これって結構聴く時の雰囲気を選びたい感じします。例えば休日の午後の昼下がりとか、少しのんびり気分の独りの時間帯とかに聴くと すごく良いんですよ。とはいえ、このロジャーのソフトな高音ヴォーカルはいつ聴いてもハートにグッときます。 そして、このラストでのロジャーのセリフ部分は、もぅ何年経っても堪りませんですなぁ!
中間の“Out here on the street”から曲調が一転して早くなりそうだけど、 そうはならず肩透かしを食らうところが面白いです。 そうです、イヤなんじゃなくて、面白いんです。お間違えないように。

【シングル履歴】A1の日本盤シングルB面。
5. Teo Torriatte (Let Us Cling Together)
■Words and Music by Brian May
ハーモニウム・ピアノとプラスティック・ピアノを弾くのはブライアン。邦題は「手をとりあって」。

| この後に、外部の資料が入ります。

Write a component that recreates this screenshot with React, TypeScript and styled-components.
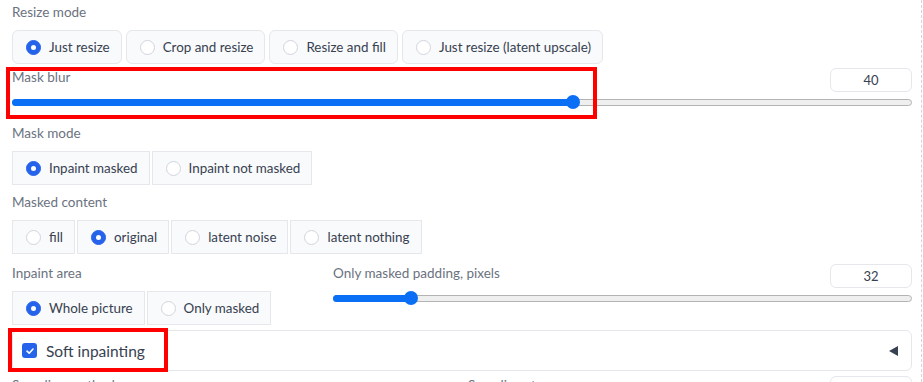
import React from 'react';
import styled, { createGlobalStyle } from 'styled-components';

const GlobalStyle = createGlobalStyle`
  body {
    margin: 0;
    background: #ffffff;
    font-family: Lato, "Noto Sans", sans-serif;
  }
`;

const Page = styled.div`
  width: 922px;
  height: 382px;
  box-sizing: border-box;
  padding: 2px 9px 0 12px;
  border-right: 1px dashed #d6d6d6;
  overflow: hidden;
`;

const Block = styled.div<{ $top?: number }>`
  position: relative;
  display: flex;
  flex-direction: column;
  margin-top: ${(p) => p.$top ?? 0}px;
`;

const Label = styled.span`
  font-size: 13.5px;
  line-height: 20px;
  color: #6b7280;
`;

const Group = styled.div<{ $rounded?: boolean }>`
  display: flex;
  gap: ${(p) => (p.$rounded ? 4 : 2)}px;
  margin-top: 8px;
`;

const Option = styled.label<{ $rounded?: boolean }>`
  display: flex;
  align-items: center;
  gap: 8px;
  height: 34px;
  box-sizing: border-box;
  padding: 0 11px 0 13px;
  border: 1px solid #e5e7eb;
  border-radius: ${(p) => (p.$rounded ? 6 : 0)}px;
  background: #f9fafb;
  font-size: 13.4px;
  color: #374151;
`;

const Dot = styled.span<{ $on: boolean }>`
  width: 15px;
  height: 15px;
  box-sizing: border-box;
  border-radius: 50%;
  flex: none;
  background: ${(p) => (p.$on ? '#2563eb' : '#ffffff')};
  border: 1px solid ${(p) => (p.$on ? '#2563eb' : '#d1d5db')};
  display: flex;
  align-items: center;
  justify-content: center;

  &::after {
    content: '';
    width: 5px;
    height: 5px;
    border-radius: 50%;
    background: #ffffff;
    display: ${(p) => (p.$on ? 'block' : 'none')};
  }
`;

const SliderHead = styled.div`
  display: flex;
  justify-content: space-between;
  align-items: flex-start;
`;

const NumberBox = styled.div`
  width: 82px;
  height: 24px;
  margin-top: 1px;
  box-sizing: border-box;
  border: 1px solid #e5e7eb;
  border-radius: 6px;
  background: #ffffff;
  font-size: 13px;
  color: #374151;
  display: flex;
  align-items: center;
  justify-content: center;
`;

const TrackArea = styled.div`
  height: 20px;
  display: flex;
  align-items: center;
`;

const Track = styled.div`
  position: relative;
  flex: 1;
  height: 7px;
  box-sizing: border-box;
  border: 1px solid #b3b3b3;
  border-radius: 4px;
  background: #efefef;
`;

const Fill = styled.div`
  position: absolute;
  left: -1px;
  top: -1px;
  bottom: -1px;
  border-radius: 4px;
  background: #0b6ff5;
`;

const Thumb = styled.div`
  position: absolute;
  top: 50%;
  width: 14px;
  height: 14px;
  margin: -7px 0 0 -7px;
  border-radius: 50%;
  background: #0b6ff5;
`;

const Callout = styled.div`
  position: absolute;
  border: 4px solid #ff0000;
  box-sizing: border-box;
  pointer-events: none;
`;

const Split = styled.div<{ $left: number; $top: number }>`
  display: grid;
  grid-template-columns: ${(p) => p.$left}px 1fr;
  column-gap: 12px;
  margin-top: ${(p) => p.$top}px;
`;

const Panel = styled.div`
  position: relative;
  height: 41px;
  box-sizing: border-box;
  margin-top: 5px;
  padding: 0 12px 0 9px;
  border: 1px solid #e5e7eb;
  border-radius: 6px;
  display: flex;
  align-items: center;
  gap: 9px;
`;

const Check = styled.span`
  width: 15px;
  height: 15px;
  border-radius: 3px;
  background: #2563eb;
  display: flex;
  align-items: center;
  justify-content: center;
  flex: none;
`;

const PanelTitle = styled.span`
  flex: 1;
  font-size: 15.5px;
  color: #374151;
`;

const Arrow = styled.span`
  width: 0;
  height: 0;
  border-top: 5.5px solid transparent;
  border-bottom: 5.5px solid transparent;
  border-right: 9px solid #374151;
  margin-right: 1px;
`;

type Choice = { text: string; on?: boolean };

function RadioGroup({ items, rounded }: { items: Choice[]; rounded?: boolean }) {
  return (
    <Group $rounded={rounded}>
      {items.map((it) => (
        <Option key={it.text} $rounded={rounded}>
          <Dot $on={!!it.on} />
          {it.text}
        </Option>
      ))}
    </Group>
  );
}

function Slider({ value, max }: { value: number; max: number }) {
  const frac = value / max;
  const pos = `calc(7px + (100% - 14px) * ${frac})`;
  return (
    <TrackArea>
      <Track>
        <Fill style={{ width: pos }} />
        <Thumb style={{ left: pos }} />
      </Track>
    </TrackArea>
  );
}

export default function App(): JSX.Element {
  return (
    <>
      <GlobalStyle />
      <Page>
        <Block>
          <Label>Resize mode</Label>
          <RadioGroup
            rounded
            items={[
              { text: 'Just resize', on: true },
              { text: 'Crop and resize' },
              { text: 'Resize and fill' },
              { text: 'Just resize (latent upscale)' },
            ]}
          />
        </Block>

        <Block $top={3}>
          <SliderHead>
            <Label>Mask blur</Label>
            <NumberBox>40</NumberBox>
          </SliderHead>
          <Slider value={40} max={64} />
          <Callout style={{ left: -6, top: 0, width: 591, height: 52 }} />
        </Block>

        <Block $top={11}>
          <Label>Mask mode</Label>
          <RadioGroup
            items={[{ text: 'Inpaint masked', on: true }, { text: 'Inpaint not masked' }]}
          />
        </Block>

        <Block $top={7}>
          <Label>Masked content</Label>
          <RadioGroup
            items={[
              { text: 'fill' },
              { text: 'original', on: true },
              { text: 'latent noise' },
              { text: 'latent nothing' },
            ]}
          />
        </Block>

        <Split $left={309} $top={9}>
          <Block>
            <Label>Inpaint area</Label>
            <RadioGroup items={[{ text: 'Whole picture', on: true }, { text: 'Only masked' }]} />
          </Block>
          <Block>
            <SliderHead>
              <Label>Only masked padding, pixels</Label>
              <NumberBox>32</NumberBox>
            </SliderHead>
            <Slider value={32} max={256} />
          </Block>
        </Split>

        <Panel>
          <Check>
            <svg width="10" height="10" viewBox="0 0 10 10">
              <path d="M2 5.2 L4.2 7.2 L8 3" fill="none" stroke="#fff" strokeWidth="1.6" strokeLinecap="round" strokeLinejoin="round" />
            </svg>
          </Check>
          <PanelTitle>Soft inpainting</PanelTitle>
          <Arrow />
          <Callout style={{ left: -5, top: -3, width: 160, height: 44 }} />
        </Panel>

        <Split $left={444} $top={4}>
          <Label>Sampling method</Label>
          <SliderHead>
            <Label>Sampling steps</Label>
            <NumberBox>20</NumberBox>
          </SliderHead>
        </Split>
      </Page>
    </>
  );
}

当時、"フレディが日本語で歌ってます"という情報でアルバム発売前から異常〜〜に興奮しまくった曲なのに、 なのに何故か今ではあまり聴かなくなった曲でもあります。かといって苦手になったわけではありません、我ら日本人ファンに対しての 感謝の気持ちはとても嬉しいですから。ただ、曲の展開にあまり楽しみが感じられないと言うか、自分には盛り上がりに今一歩足りません。
それから余談ですが、このシングル盤ジャケのジョンの顔を見るたび呟いてしまいます、“他にちゃんと写ってる写真ないのー? もしかしてフィルムが足らんかったのかぁ?”・・と。
Teo Torriatte (Let Us Cling Together) 日本盤7 日本語を取り入れながらも、最後のサビでは教会の合唱隊ばりのコーラスを導入し、 そのまま冒頭同様オルガン風のエンディングに持って行く。つまりこのアルバムの最初と最後の曲は東洋&西洋ミックスなんですね。 中間の「ホワイトマン」といい、やはり「races=人種・民族」説の確信犯はブライアンだったのか!(だから違うって言ってるだろ!)

【シングル履歴】日本でのみ1977年3月25日にシングルカットされている。